> [THE REQUEST]: Only a number is wanted: how many lines in the listing contain the word "this"?

> [DATA LINES]:
*-*-*

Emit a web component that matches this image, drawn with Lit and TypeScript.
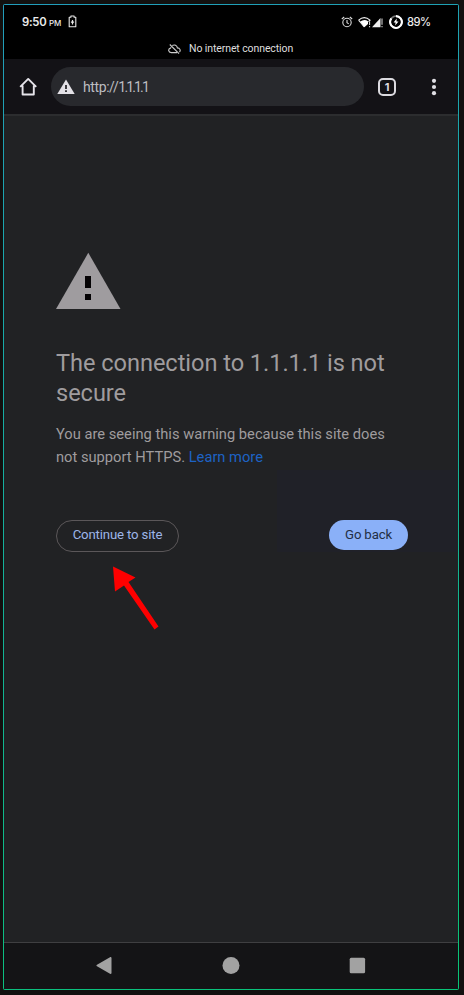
import { LitElement, html, css } from "lit";
import { customElement } from "lit/decorators.js";

@customElement("status-bar")
class StatusBar extends LitElement {
  static styles = css`
    :host { display: block; background: #000; color: #ececec; height: 54px; }
    .row { display: flex; align-items: center; height: 33px; padding: 0 27px 0 18px; font: 600 11.3px/16px Inter, sans-serif; }
    .time { width: 24px; white-space: nowrap; letter-spacing: -0.25px; }
    .pm { font-size: 8px; font-weight: 500; width: 12px; margin: 2px 0 0 3px; white-space: nowrap; letter-spacing: -0.1px; }
    .bat { margin-left: 7px; }
    .gap { flex: 1; }
    .wifi { margin-left: 5px; }
    .ring { margin-left: 6px; }
    .pct { margin-left: 4px; width: 24px; white-space: nowrap; font: 500 11.2px/16px Inter, sans-serif; letter-spacing: -0.5px; }
    .notice { display: flex; align-items: center; height: 21px; padding-left: 164px; font: 400 10.5px/14px Roboto, sans-serif; letter-spacing: -0.1px; color: #dedede; }
    .msg { margin-left: 8px; white-space: nowrap; }
    svg { display: block; flex: none; }
  `;
  render() {
    return html`
      <div class="row">
        <span class="time">9:50</span><span class="pm">PM</span>
        <svg class="bat" width="9" height="13" viewBox="0 0 9 13">
          <path d="M1.2 2.3h1.7V1h3.2v1.3h1.7v9.500H1.200z" fill="none" stroke="#e8e8e8" stroke-width="1.1" stroke-linejoin="round" />
          <path d="M4.500 5v4.400M2.900 7.200h3.200" stroke="#e8e8e8" stroke-width="1.200" />
        </svg>
        <span class="gap"></span>
        <svg width="12" height="12" viewBox="0 0 12 12" fill="none" stroke="#dcdcdc" stroke-width="1.1">
          <circle cx="6" cy="6.500" r="4.200" /><path d="M.8 3 3.200 1M11.200 3 8.800 1M6 4v2.800l1.800 1.100" />
        </svg>
        <svg class="wifi" width="25" height="12" viewBox="0 0 25 12">
          <path d="M.6 4.200Q6.300 -.9 12 4.200L10.500 5.600M.6 4.200 6.300 11" fill="none" stroke="#eee" stroke-width="1.100" />
          <path d="M2.200 5.500Q6.300 2.600 10 5.200V8L6.300 11.300z" fill="#fff" />
          <path d="M11.600 5.500v3.500M11.600 10v1.300M24 2.500v6.300M24 10v1.300" stroke="#ddd" stroke-width="1" />
          <path d="M14 11.300 22.500 2v9.300z" fill="#eee" />
        </svg>
        <svg class="ring" width="14" height="14" viewBox="0 0 14 14">
          <circle cx="7" cy="7" r="5.900" fill="none" stroke="#777" stroke-width="1.800" />
          <path d="M7 1.100A5.900 5.900 0 1 1 2.400 3.300" fill="none" stroke="#fff" stroke-width="2.100" />
          <path d="M7.700 3.400 4.600 7.500h2L6.200 10.600 9.500 6.400h-2z" fill="#fff" />
        </svg>
        <span class="pct">89%</span>
      </div>
      <div class="notice">
        <svg width="13" height="10" viewBox="0 0 13 10" fill="none" stroke="#ccc" stroke-width="1.1">
          <path d="M4.300 1.500C6.500 .2 9 1.400 9.400 3.900 11.900 3.900 13 6.500 11.400 8M9 8.600H3.200C.3 8.600-.3 4.900 2.500 4.100L3.200 3.300M1.800 .5 11 9.600" />
        </svg>
        <span class="msg">No internet connection</span>
      </div>
    `;
  }
}

@customElement("browser-bar")
class BrowserBar extends LitElement {
  static styles = css`
    :host { display: flex; align-items: center; box-sizing: border-box; height: 57px; padding: 0 20px 0 15px; background: #131216; border-bottom: 2px solid #2c2d2f; }
    svg { display: block; flex: none; }
    .pill { display: flex; align-items: center; box-sizing: border-box; width: 313px; height: 39px; border-radius: 20px; margin-left: 13px; padding-left: 6px; background: #28292d; }
    .url { margin: 0 0 0 8px; font: 400 14px/18px Roboto, sans-serif; letter-spacing: -0.4px; color: #bdbdc1; white-space: nowrap; }
    .host { letter-spacing: -1.85px; }
    .tabs { display: flex; align-items: center; justify-content: center; box-sizing: border-box; width: 18px; height: 18px; margin-left: 14px; border: 2px solid #dcdbe0; border-radius: 5px; font: 700 11px/14px Inter, sans-serif; color: #dcdbe0; }
    .dots { margin-left: 35px; }
  `;
  render() {
    return html`
      <svg width="19" height="19" viewBox="0 0 19 19"><path d="M1.200 9.900 9.200 1.900 17.200 9.900M3.600 8.500v9h11.200v-9" fill="none" stroke="#e6e4ea" stroke-width="1.900" stroke-linejoin="round" /></svg>
      <div class="pill">
        <svg width="18" height="16" viewBox="0 0 18 16"><path d="M9 .4 17.700 15H.3z" fill="#e3e1e6" /><path d="M9 6v4M9 11.200v1.900" stroke="#28292d" stroke-width="1.800" /></svg>
        <span class="url">http://<span class="host">1.1.1.1</span></span>
      </div>
      <span class="tabs">1</span>
      <svg class="dots" width="6" height="18" viewBox="0 0 6 18" fill="#e0dfe4"><circle cx="3" cy="2.800" r="2.100" /><circle cx="3" cy="9" r="2.100" /><circle cx="3" cy="15.200" r="2.100" /></svg>
    `;
  }
}

@customElement("warning-page")
class WarningPage extends LitElement {
  static styles = css`
    :host { display: block; position: relative; box-sizing: border-box; padding: 136px 50px 0 52px; background: #212224; font-family: Roboto, sans-serif; color: #9f9c9e; }
    svg { display: block; }
    h1 { margin: 39px 0 0; font: 400 23.6px/30px Roboto, sans-serif; letter-spacing: -0.05px; white-space: nowrap; }
    p { margin: 15px 0 0; font-size: 14.7px; line-height: 23px; white-space: nowrap; }
    .link { color: #1d62c5; }
    .actions { position: relative; display: flex; justify-content: space-between; align-items: flex-start; margin-top: 51px; }
    .btn { box-sizing: border-box; border-radius: 16px; font-size: 13.2px; letter-spacing: -0.15px; text-align: center; white-space: nowrap; }
    .outline { width: 123px; height: 32px; border: 1px solid #5b5759; color: #9db5e8; line-height: 28px; }
    .fill { width: 79px; height: 30px; background: #8ab0f8; color: #222e45; line-height: 29px; }
    .tint { position: absolute; left: 273px; top: 354px; width: 180px; height: 82px; background: #202128; }
    .arrow { position: absolute; left: 106px; top: 449px; }
  `;
  render() {
    return html`
      <div class="tint"></div>
      <svg width="65" height="57" viewBox="0 0 65 57"><path d="M32.300 .8 64.500 57H0z" fill="#9f9c9f" /><path d="M29 24h6v12h-6zM29 42h6v6h-6z" fill="#050305" /></svg>
      <h1>The connection to 1.1.1.1 is not<br />secure</h1>
      <p>You are seeing this warning because this site does<br />not support HTTPS. <span class="link">Learn more</span></p>
      <div class="actions">
        <div class="btn outline">Continue to site</div>
        <div class="btn fill">Go back</div>
      </div>
      <svg class="arrow" width="52" height="66" viewBox="0 0 52 66"><path d="M3 1.500 25.500 12.500 18.500 17 48.500 61.500 44.500 64.500 14 20.500 5 26.500z" fill="#fe0000" /></svg>
    `;
  }
}

@customElement("nav-bar")
class NavBar extends LitElement {
  static styles = css`
    :host { display: flex; align-items: center; justify-content: space-between; box-sizing: border-box; height: 47px; padding: 0 92px; border-top: 1px solid #3f3f41; background: #141416; }
    svg { display: block; }
  `;
  render() {
    return html`
      <svg width="17" height="18" viewBox="0 0 17 18"><path d="M1.500 8.500 14.500 1V16z" fill="#a2a2a2" stroke="#a2a2a2" stroke-width="2" stroke-linejoin="round" /></svg>
      <svg width="18" height="18" viewBox="0 0 18 18"><circle cx="9" cy="8.500" r="8.500" fill="#a2a2a2" /></svg>
      <svg width="17" height="18" viewBox="0 0 17 18"><rect x=".7" y=".8" width="15.400" height="15.400" rx="1.500" fill="#a2a2a2" /></svg>
    `;
  }
}

@customElement("app-root")
class AppRoot extends LitElement {
  static styles = css`
    :host { display: block; box-sizing: border-box; width: 464px; height: 995px; padding: 4px 5px 5px 3px; background: #12100f; overflow: hidden; }
    .frame { box-sizing: border-box; width: 456px; height: 986px; padding: 1px; border-radius: 2px; background: linear-gradient(165deg, #229dbb 0%, #18aaa8 30%, #10b78c 70%, #08c477 100%); }
    .screen { display: flex; flex-direction: column; height: 984px; background: #212224; }
    .page { flex: 1; }
  `;
  render() {
    return html`
      <div class="frame"><div class="screen">
        <status-bar></status-bar>
        <browser-bar></browser-bar>
        <warning-page class="page"></warning-page>
        <nav-bar></nav-bar>
      </div></div>
    `;
  }
}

*-*-*

> [TASK ANSWER]: 2